Given problem:
Quote the listing below in its entirety, omitting every image.

Information supplied:
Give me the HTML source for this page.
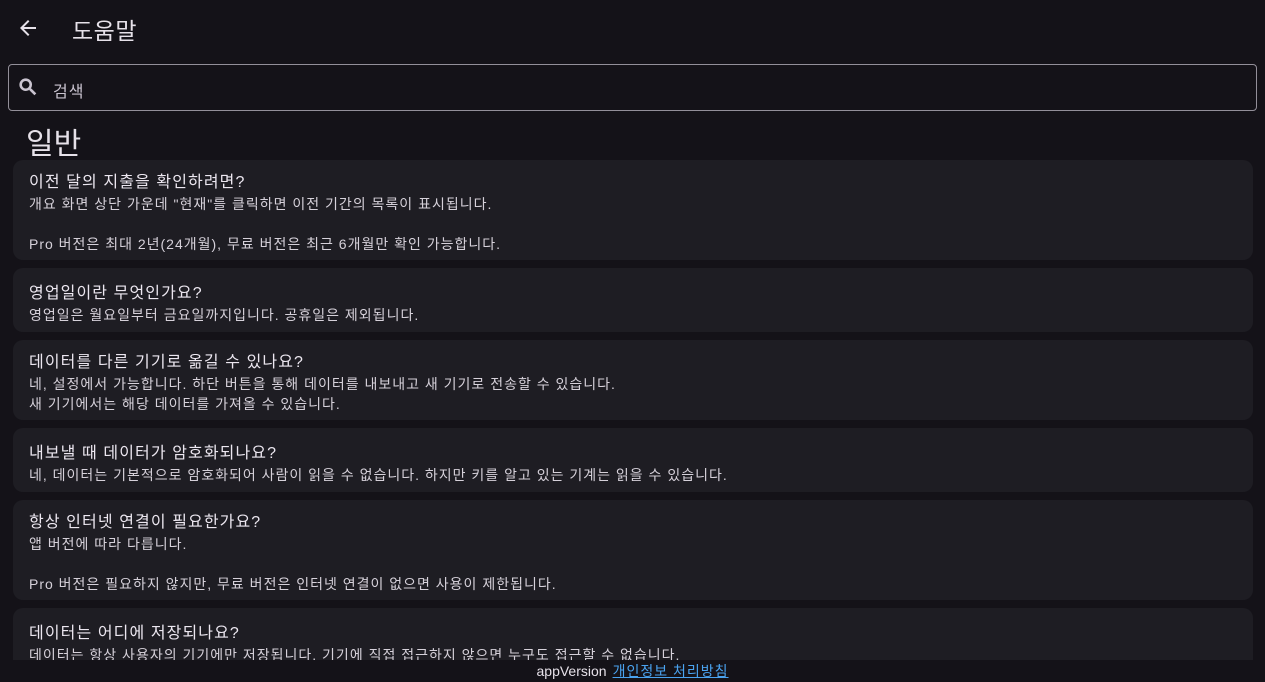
<!DOCTYPE html>
<html><head><meta charset="utf-8"><style>
body{margin:0;width:1265px;height:681px;background:#141218;color:#e6e1e9;font-family:"Liberation Sans","Noto Sans CJK KR",sans-serif;overflow:hidden;position:relative}
.top{position:absolute;left:0;top:0;width:1265px;height:56px}
.title{position:absolute;left:72px;top:12px;font-size:23px;color:#e6e1e9;letter-spacing:0.5px}
.search{position:absolute;left:8px;top:64px;width:1249px;height:47px;border:1px solid #938f99;border-radius:4px;box-sizing:border-box}
.search span{position:absolute;left:44px;top:13px;font-size:16px;color:#cac4d0;letter-spacing:1px}
h1{position:absolute;left:26px;top:119px;margin:0;font-size:30px;font-weight:normal;color:#e6e1e9}
.list{position:absolute;left:13px;top:0;width:1240px;height:660px;overflow:hidden}
.card{position:absolute;left:0;width:1240px;background:#1e1d23;border-radius:10px;padding:11px 16px 8px;box-sizing:border-box}
.q{font-size:16px;line-height:22px;color:#ece7f0;letter-spacing:1.1px}
.a{font-size:14px;line-height:20px;color:#d6d1da;white-space:pre-line;letter-spacing:1px}
.foot{position:absolute;left:0;top:660px;width:1265px;height:21px;text-align:center;font-size:14px;line-height:22px;color:#e6e1e9;background:#141218}
.foot a{color:#4aa3f0;text-decoration:underline;margin-left:6px;letter-spacing:1px}
</style></head><body>
<div class="top">
<svg style="position:absolute;left:16px;top:16px" width="24" height="24" viewBox="0 0 24 24"><path d="M20 11H7.83l5.59-5.59L12 4l-8 8 8 8 1.41-1.41L7.83 13H20v-2z" fill="#e6e1e9"/></svg>
<div class="title">도움말</div></div>
<div class="search">
<svg style="position:absolute;left:8px;top:11px" width="22" height="22" viewBox="0 0 24 24"><path d="M15.5 14h-.79l-.28-.27A6.47 6.47 0 0016 9.5 6.5 6.5 0 109.5 16c1.61 0 3.09-.59 4.23-1.57l.27.28v.79l5 4.99L20.49 19l-4.99-5zm-6 0C7.01 14 5 11.99 5 9.5S7.01 5 9.5 5 14 7.01 14 9.5 11.99 14 9.5 14z" fill="#cac4d0" stroke="#cac4d0" stroke-width="0.8"/></svg>
<span>검색</span></div>
<h1>일반</h1>
<div class="list">
<div class="card" style="top:160px;height:100px;padding-top:12px"><div class="q">이전 달의 지출을 확인하려면?</div><div class="a">개요 화면 상단 가운데 "현재"를 클릭하면 이전 기간의 목록이 표시됩니다.

Pro 버전은 최대 2년(24개월), 무료 버전은 최근 6개월만 확인 가능합니다.</div></div>
<div class="card" style="top:268px;height:64px;padding-top:15px"><div class="q">영업일이란 무엇인가요?</div><div class="a">영업일은 월요일부터 금요일까지입니다. 공휴일은 제외됩니다.</div></div>
<div class="card" style="top:340px;height:80px;padding-top:12px"><div class="q">데이터를 다른 기기로 옮길 수 있나요?</div><div class="a">네, 설정에서 가능합니다. 하단 버튼을 통해 데이터를 내보내고 새 기기로 전송할 수 있습니다.
새 기기에서는 해당 데이터를 가져올 수 있습니다.</div></div>
<div class="card" style="top:428px;height:64px;padding-top:15px"><div class="q">내보낼 때 데이터가 암호화되나요?</div><div class="a">네, 데이터는 기본적으로 암호화되어 사람이 읽을 수 없습니다. 하지만 키를 알고 있는 기계는 읽을 수 있습니다.</div></div>
<div class="card" style="top:500px;height:100px;padding-top:12px"><div class="q">항상 인터넷 연결이 필요한가요?</div><div class="a">앱 버전에 따라 다릅니다.

Pro 버전은 필요하지 않지만, 무료 버전은 인터넷 연결이 없으면 사용이 제한됩니다.</div></div>
<div class="card" style="top:608px;height:80px;padding-top:15px"><div class="q">데이터는 어디에 저장되나요?</div><div class="a">데이터는 항상 사용자의 기기에만 저장됩니다. 기기에 직접 접근하지 않으면 누구도 접근할 수 없습니다.</div></div>
</div>
<div class="foot">appVersion<a>개인정보 처리방침</a></div>
</body></html>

Response to the task:
Give me the HTML source for this page.
<!DOCTYPE html>
<html><head><meta charset="utf-8"><style>
body{margin:0;width:1265px;height:681px;background:#141218;color:#e6e1e9;font-family:"Liberation Sans","Noto Sans CJK KR",sans-serif;overflow:hidden;position:relative}
.top{position:absolute;left:0;top:0;width:1265px;height:56px}
.title{position:absolute;left:72px;top:12px;font-size:23px;color:#e6e1e9;letter-spacing:0.5px}
.search{position:absolute;left:8px;top:64px;width:1249px;height:47px;border:1px solid #938f99;border-radius:4px;box-sizing:border-box}
.search span{position:absolute;left:44px;top:13px;font-size:16px;color:#cac4d0;letter-spacing:1px}
h1{position:absolute;left:26px;top:119px;margin:0;font-size:30px;font-weight:normal;color:#e6e1e9}
.list{position:absolute;left:13px;top:0;width:1240px;height:660px;overflow:hidden}
.card{position:absolute;left:0;width:1240px;background:#1e1d23;border-radius:10px;padding:11px 16px 8px;box-sizing:border-box}
.q{font-size:16px;line-height:22px;color:#ece7f0;letter-spacing:1.1px}
.a{font-size:14px;line-height:20px;color:#d6d1da;white-space:pre-line;letter-spacing:1px}
.foot{position:absolute;left:0;top:660px;width:1265px;height:21px;text-align:center;font-size:14px;line-height:22px;color:#e6e1e9;background:#141218}
.foot a{color:#4aa3f0;text-decoration:underline;margin-left:6px;letter-spacing:1px}
</style></head><body>
<div class="top">
<svg style="position:absolute;left:16px;top:16px" width="24" height="24" viewBox="0 0 24 24"><path d="M20 11H7.83l5.59-5.59L12 4l-8 8 8 8 1.41-1.41L7.83 13H20v-2z" fill="#e6e1e9"/></svg>
<div class="title">도움말</div></div>
<div class="search">
<svg style="position:absolute;left:8px;top:11px" width="22" height="22" viewBox="0 0 24 24"><path d="M15.5 14h-.79l-.28-.27A6.47 6.47 0 0016 9.5 6.5 6.5 0 109.5 16c1.61 0 3.09-.59 4.23-1.57l.27.28v.79l5 4.99L20.49 19l-4.99-5zm-6 0C7.01 14 5 11.99 5 9.5S7.01 5 9.5 5 14 7.01 14 9.5 11.99 14 9.5 14z" fill="#cac4d0" stroke="#cac4d0" stroke-width="0.8"/></svg>
<span>검색</span></div>
<h1>일반</h1>
<div class="list">
<div class="card" style="top:160px;height:100px;padding-top:12px"><div class="q">이전 달의 지출을 확인하려면?</div><div class="a">개요 화면 상단 가운데 "현재"를 클릭하면 이전 기간의 목록이 표시됩니다.

Pro 버전은 최대 2년(24개월), 무료 버전은 최근 6개월만 확인 가능합니다.</div></div>
<div class="card" style="top:268px;height:64px;padding-top:15px"><div class="q">영업일이란 무엇인가요?</div><div class="a">영업일은 월요일부터 금요일까지입니다. 공휴일은 제외됩니다.</div></div>
<div class="card" style="top:340px;height:80px;padding-top:12px"><div class="q">데이터를 다른 기기로 옮길 수 있나요?</div><div class="a">네, 설정에서 가능합니다. 하단 버튼을 통해 데이터를 내보내고 새 기기로 전송할 수 있습니다.
새 기기에서는 해당 데이터를 가져올 수 있습니다.</div></div>
<div class="card" style="top:428px;height:64px;padding-top:15px"><div class="q">내보낼 때 데이터가 암호화되나요?</div><div class="a">네, 데이터는 기본적으로 암호화되어 사람이 읽을 수 없습니다. 하지만 키를 알고 있는 기계는 읽을 수 있습니다.</div></div>
<div class="card" style="top:500px;height:100px;padding-top:12px"><div class="q">항상 인터넷 연결이 필요한가요?</div><div class="a">앱 버전에 따라 다릅니다.

Pro 버전은 필요하지 않지만, 무료 버전은 인터넷 연결이 없으면 사용이 제한됩니다.</div></div>
<div class="card" style="top:608px;height:80px;padding-top:15px"><div class="q">데이터는 어디에 저장되나요?</div><div class="a">데이터는 항상 사용자의 기기에만 저장됩니다. 기기에 직접 접근하지 않으면 누구도 접근할 수 없습니다.</div></div>
</div>
<div class="foot">appVersion<a>개인정보 처리방침</a></div>
</body></html>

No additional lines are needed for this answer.